2010年9月2日、愛知県は、医師不足による診療制限の有無について、県内の全332病院を対象に行った調査の結果を公表した。診療制限をしている病院は21.4%。昨年度より若干(20.8%)であるが、増加している。この診療制限にの有無に関しては、調査開始の2007年より悪化の一途をたどっており、その原因とされる医師不足は、産婦人科、小児科だけではなく他科へと拡大しつつあることがわかった。更に、医師不足は、僻地から都市部へと広がりをみせている。
調査は、社団法人愛知県病院協会の協力を得て実施された。調査の結果、診療制限は尾張西部と知多半島の30%が目立っている。また、都市圏である名古屋市でも、今年度は21・2%と診療制限の状況は悪化している。
診療科ごとにみると、従来より問題とされた、産婦人科での診療制限が21・7%と最も高く、小児科も13・5%も多い。この原因としては、産婦人科は、「医療訴訟率の高さ」、「長い拘束時間」などだ。このため、両科では、医師数の減少が以前から問題となっていた。また産婦人科と小児科は女性医師の比率が高く、出産や子育てなどで医療現場から離れる医師も他科に比べて多いということになる。更に、今回の調査では、医師不足は、内科や外科など他科にも拡大している状況が判明した。
愛知県は「医師不足は、へき地医療や産婦人科、小児科だけの問題ではなくなっている」と指摘。そのため、愛知県は対策として、以下の方策をとっている。「ドクターバンク制度」や「医学生に対する奨学金制度の拡充」、 「勤務医の処遇改善」などだ。

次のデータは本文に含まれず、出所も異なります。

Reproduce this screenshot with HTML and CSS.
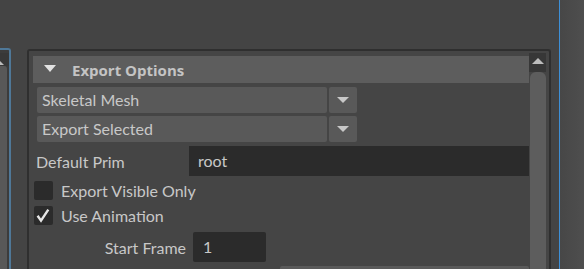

今後も、これらを引き続き実施していくほか、医学系の愛知県内4大学と連携し、医師派遣システムの構築などに向けた協議をスタートさせている。
この調査は、2007年度から毎年、調査を行っている。2004年度から新人医師の臨床研修が始まって研修先を自由に選べるようになったことにより、地方で研修する医師が減少する傾向を見せた。このため愛知県が医師の動向状況を把握しようと開始したものである。